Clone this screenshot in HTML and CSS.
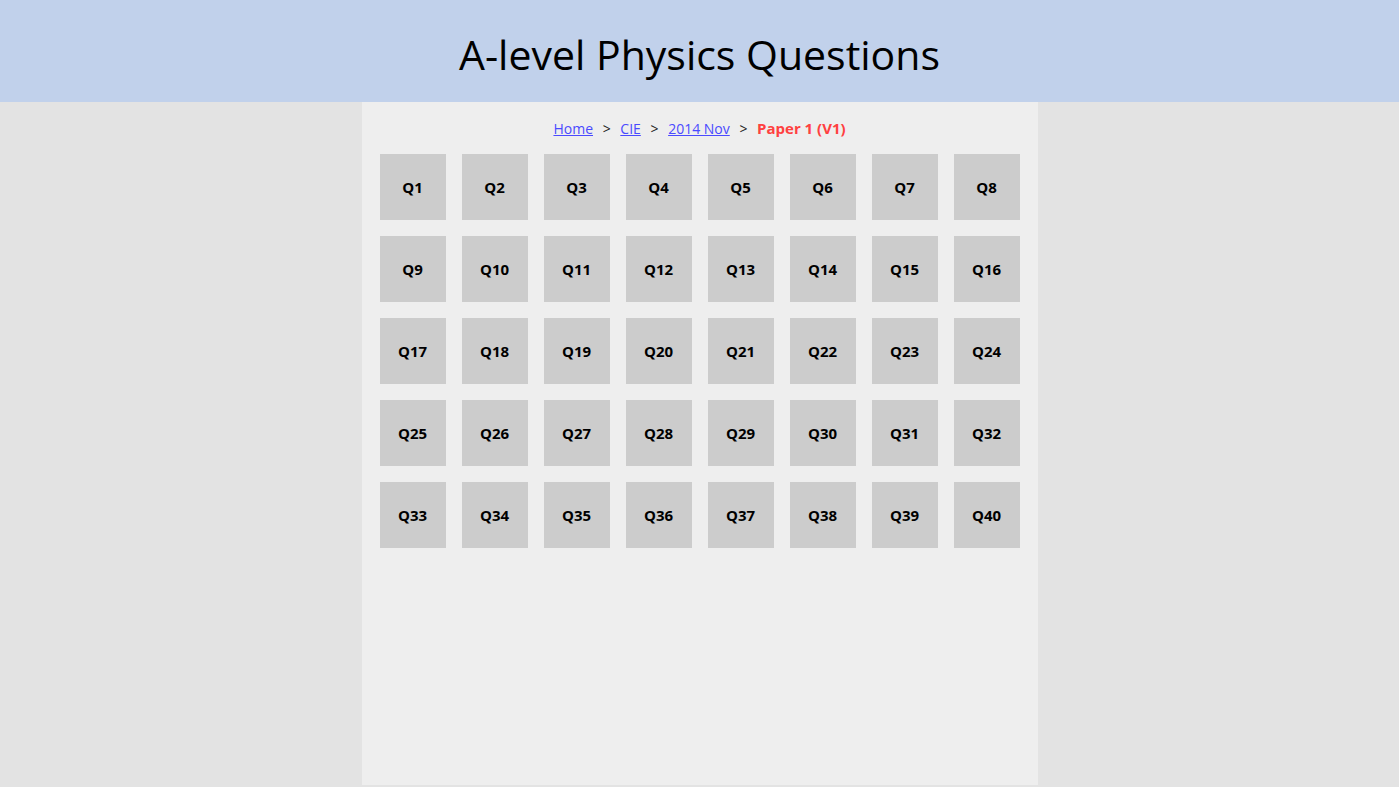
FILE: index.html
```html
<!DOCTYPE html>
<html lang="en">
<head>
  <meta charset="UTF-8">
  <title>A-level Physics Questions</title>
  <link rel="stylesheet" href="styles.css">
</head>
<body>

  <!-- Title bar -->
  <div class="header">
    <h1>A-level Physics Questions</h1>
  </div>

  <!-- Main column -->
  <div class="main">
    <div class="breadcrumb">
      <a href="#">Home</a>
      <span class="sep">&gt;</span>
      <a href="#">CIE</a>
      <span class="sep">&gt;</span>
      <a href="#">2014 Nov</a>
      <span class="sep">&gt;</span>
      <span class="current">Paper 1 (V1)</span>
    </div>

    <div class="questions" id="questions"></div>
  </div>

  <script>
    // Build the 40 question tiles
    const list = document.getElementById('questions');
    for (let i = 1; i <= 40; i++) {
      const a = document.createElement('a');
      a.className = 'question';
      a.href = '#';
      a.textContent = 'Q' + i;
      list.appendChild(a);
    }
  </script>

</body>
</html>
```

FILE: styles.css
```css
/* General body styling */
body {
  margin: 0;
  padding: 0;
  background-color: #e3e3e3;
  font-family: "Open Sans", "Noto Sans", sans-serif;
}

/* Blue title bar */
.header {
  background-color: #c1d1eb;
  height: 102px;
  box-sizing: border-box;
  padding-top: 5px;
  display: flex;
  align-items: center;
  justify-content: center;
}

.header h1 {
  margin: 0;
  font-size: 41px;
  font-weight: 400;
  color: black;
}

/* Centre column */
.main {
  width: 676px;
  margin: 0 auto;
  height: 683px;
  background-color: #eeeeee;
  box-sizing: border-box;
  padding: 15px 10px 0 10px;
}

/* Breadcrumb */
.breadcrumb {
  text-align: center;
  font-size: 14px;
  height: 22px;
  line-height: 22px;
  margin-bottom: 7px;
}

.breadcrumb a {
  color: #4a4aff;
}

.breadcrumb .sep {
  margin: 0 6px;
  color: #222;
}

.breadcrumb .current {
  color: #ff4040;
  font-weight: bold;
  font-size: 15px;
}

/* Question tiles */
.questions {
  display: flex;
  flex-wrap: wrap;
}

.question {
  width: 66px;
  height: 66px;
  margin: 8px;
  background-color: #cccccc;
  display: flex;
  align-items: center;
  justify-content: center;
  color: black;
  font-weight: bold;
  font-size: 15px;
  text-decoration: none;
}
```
==
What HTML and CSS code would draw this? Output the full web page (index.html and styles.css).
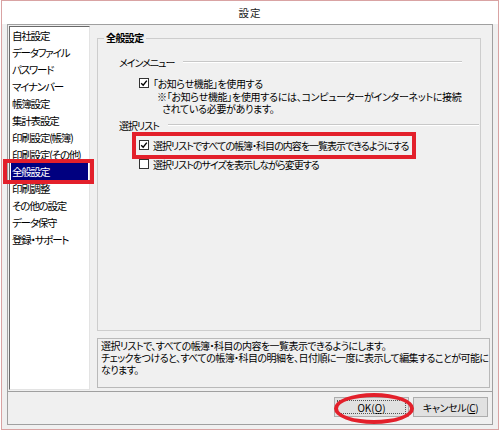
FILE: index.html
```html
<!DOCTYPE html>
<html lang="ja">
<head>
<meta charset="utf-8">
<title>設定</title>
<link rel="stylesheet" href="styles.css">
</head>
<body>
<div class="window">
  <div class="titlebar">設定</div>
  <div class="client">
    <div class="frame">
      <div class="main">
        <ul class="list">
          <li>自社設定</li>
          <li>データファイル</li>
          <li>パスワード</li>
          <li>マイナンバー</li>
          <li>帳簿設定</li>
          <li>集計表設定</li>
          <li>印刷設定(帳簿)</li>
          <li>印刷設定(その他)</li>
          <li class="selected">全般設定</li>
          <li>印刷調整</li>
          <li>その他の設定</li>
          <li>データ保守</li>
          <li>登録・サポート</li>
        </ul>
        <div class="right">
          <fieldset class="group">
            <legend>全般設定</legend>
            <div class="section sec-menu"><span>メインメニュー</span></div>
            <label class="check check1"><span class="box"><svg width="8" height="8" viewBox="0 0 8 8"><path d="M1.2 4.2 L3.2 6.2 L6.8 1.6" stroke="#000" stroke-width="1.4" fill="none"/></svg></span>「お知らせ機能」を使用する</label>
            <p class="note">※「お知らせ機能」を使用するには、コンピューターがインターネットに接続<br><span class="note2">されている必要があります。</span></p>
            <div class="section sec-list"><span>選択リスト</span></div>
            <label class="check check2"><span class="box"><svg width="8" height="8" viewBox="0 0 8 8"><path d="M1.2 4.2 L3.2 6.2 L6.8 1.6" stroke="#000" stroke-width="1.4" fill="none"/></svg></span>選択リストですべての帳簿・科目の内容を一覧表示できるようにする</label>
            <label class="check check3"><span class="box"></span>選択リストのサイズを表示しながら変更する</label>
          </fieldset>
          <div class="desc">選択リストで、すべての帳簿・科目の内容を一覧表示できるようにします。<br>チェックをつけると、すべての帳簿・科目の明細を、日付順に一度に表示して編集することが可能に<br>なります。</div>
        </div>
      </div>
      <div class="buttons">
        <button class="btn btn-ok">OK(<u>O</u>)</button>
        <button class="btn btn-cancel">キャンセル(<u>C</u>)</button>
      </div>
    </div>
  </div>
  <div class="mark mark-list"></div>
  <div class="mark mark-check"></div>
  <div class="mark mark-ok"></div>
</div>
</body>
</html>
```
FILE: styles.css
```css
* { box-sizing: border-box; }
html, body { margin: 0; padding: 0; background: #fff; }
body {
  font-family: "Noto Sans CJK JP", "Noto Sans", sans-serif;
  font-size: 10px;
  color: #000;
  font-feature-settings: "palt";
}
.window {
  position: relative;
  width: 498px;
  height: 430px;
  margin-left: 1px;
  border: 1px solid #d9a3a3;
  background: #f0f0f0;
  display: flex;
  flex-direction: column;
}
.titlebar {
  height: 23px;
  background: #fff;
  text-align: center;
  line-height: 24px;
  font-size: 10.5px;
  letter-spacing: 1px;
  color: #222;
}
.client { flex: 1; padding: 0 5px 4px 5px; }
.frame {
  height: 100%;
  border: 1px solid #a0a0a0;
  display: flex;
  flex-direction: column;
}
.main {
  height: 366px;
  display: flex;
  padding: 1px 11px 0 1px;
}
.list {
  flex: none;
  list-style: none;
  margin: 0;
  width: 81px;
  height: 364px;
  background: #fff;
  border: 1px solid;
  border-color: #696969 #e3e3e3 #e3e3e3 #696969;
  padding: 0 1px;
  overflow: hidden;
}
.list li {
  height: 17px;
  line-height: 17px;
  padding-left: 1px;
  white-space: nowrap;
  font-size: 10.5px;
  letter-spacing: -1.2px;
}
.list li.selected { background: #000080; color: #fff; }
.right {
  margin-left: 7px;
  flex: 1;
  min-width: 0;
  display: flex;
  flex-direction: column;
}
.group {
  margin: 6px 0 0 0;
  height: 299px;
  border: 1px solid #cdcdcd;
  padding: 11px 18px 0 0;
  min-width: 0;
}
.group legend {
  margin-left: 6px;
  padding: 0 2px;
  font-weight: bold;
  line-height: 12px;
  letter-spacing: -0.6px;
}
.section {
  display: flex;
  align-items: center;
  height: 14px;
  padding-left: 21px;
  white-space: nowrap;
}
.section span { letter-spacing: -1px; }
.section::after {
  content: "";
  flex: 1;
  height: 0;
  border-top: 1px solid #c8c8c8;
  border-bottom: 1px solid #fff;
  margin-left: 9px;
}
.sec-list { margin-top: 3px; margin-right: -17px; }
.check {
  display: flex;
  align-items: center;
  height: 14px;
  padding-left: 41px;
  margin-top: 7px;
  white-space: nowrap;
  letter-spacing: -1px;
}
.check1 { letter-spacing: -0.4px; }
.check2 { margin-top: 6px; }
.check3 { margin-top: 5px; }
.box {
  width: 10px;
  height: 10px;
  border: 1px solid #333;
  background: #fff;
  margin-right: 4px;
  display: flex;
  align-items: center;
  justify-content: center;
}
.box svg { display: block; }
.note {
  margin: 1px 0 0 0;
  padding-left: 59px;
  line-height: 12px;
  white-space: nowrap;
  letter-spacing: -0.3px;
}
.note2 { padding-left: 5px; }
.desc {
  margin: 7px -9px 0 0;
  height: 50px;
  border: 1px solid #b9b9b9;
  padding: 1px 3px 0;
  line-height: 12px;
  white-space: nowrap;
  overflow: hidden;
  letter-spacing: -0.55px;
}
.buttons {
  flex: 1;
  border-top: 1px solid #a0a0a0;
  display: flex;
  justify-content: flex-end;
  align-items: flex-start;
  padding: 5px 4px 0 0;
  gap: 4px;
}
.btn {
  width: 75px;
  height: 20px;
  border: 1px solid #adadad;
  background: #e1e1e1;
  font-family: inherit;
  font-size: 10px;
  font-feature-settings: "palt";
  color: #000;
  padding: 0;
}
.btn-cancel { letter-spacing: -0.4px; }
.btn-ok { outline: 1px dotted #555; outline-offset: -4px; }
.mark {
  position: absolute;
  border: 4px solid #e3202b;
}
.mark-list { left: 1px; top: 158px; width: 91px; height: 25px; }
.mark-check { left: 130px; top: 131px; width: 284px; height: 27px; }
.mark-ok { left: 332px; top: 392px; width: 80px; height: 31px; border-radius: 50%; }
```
---
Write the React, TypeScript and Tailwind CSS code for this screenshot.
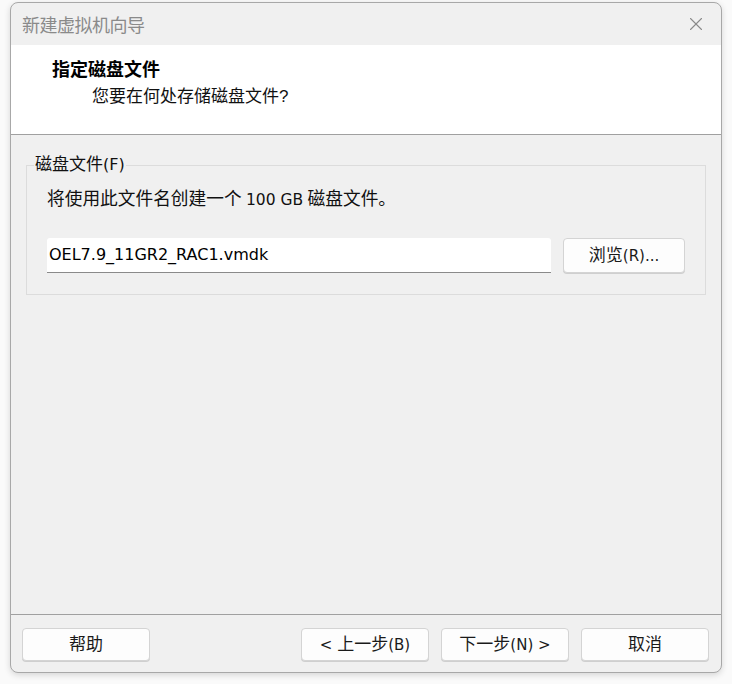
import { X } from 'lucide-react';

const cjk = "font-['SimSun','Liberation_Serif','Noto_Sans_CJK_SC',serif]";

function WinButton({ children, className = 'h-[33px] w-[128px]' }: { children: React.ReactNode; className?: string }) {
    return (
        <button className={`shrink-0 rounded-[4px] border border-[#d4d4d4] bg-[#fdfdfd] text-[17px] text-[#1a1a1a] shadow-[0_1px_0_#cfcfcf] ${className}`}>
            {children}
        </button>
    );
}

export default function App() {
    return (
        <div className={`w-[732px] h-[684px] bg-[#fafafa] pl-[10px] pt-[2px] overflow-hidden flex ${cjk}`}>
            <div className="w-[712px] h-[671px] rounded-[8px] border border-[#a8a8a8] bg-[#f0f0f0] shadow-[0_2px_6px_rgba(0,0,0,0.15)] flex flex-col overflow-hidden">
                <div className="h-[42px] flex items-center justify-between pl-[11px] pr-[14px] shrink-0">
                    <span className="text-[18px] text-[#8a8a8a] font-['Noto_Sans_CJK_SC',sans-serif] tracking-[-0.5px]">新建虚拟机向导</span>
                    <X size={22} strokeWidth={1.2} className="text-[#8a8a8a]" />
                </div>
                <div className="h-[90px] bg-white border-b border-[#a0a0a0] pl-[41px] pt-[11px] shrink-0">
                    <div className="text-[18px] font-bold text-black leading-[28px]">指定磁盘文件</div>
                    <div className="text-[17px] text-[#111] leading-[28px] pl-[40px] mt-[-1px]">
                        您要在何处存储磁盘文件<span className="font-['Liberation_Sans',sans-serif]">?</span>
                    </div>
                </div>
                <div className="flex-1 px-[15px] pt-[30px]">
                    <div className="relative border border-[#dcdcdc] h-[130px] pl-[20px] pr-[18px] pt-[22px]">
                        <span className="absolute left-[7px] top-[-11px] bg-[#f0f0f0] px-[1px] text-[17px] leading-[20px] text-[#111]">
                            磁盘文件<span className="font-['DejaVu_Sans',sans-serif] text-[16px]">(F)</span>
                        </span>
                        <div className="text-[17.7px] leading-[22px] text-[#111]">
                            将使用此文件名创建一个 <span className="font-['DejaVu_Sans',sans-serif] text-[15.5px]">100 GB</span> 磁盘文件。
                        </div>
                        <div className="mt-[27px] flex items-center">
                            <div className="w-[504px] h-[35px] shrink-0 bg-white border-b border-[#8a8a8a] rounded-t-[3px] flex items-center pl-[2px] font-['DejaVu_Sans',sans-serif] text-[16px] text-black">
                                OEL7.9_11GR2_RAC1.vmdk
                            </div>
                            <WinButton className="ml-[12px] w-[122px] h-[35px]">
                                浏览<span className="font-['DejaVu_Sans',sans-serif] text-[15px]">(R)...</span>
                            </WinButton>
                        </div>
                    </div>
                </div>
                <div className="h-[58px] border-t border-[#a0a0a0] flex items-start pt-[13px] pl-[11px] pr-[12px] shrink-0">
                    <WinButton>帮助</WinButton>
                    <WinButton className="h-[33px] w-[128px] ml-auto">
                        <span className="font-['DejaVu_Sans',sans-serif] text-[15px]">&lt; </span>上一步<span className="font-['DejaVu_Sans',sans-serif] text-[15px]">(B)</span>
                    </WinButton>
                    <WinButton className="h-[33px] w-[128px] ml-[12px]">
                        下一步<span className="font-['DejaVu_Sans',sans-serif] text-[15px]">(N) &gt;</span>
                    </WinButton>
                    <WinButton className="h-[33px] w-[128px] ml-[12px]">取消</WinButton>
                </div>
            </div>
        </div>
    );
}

» WORK TO DO: Find the word "screenshot" in the entries above and gather every line that holds it.

» SOLUTION:
Clone this screenshot in HTML and CSS.
Write the React, TypeScript and Tailwind CSS code for this screenshot.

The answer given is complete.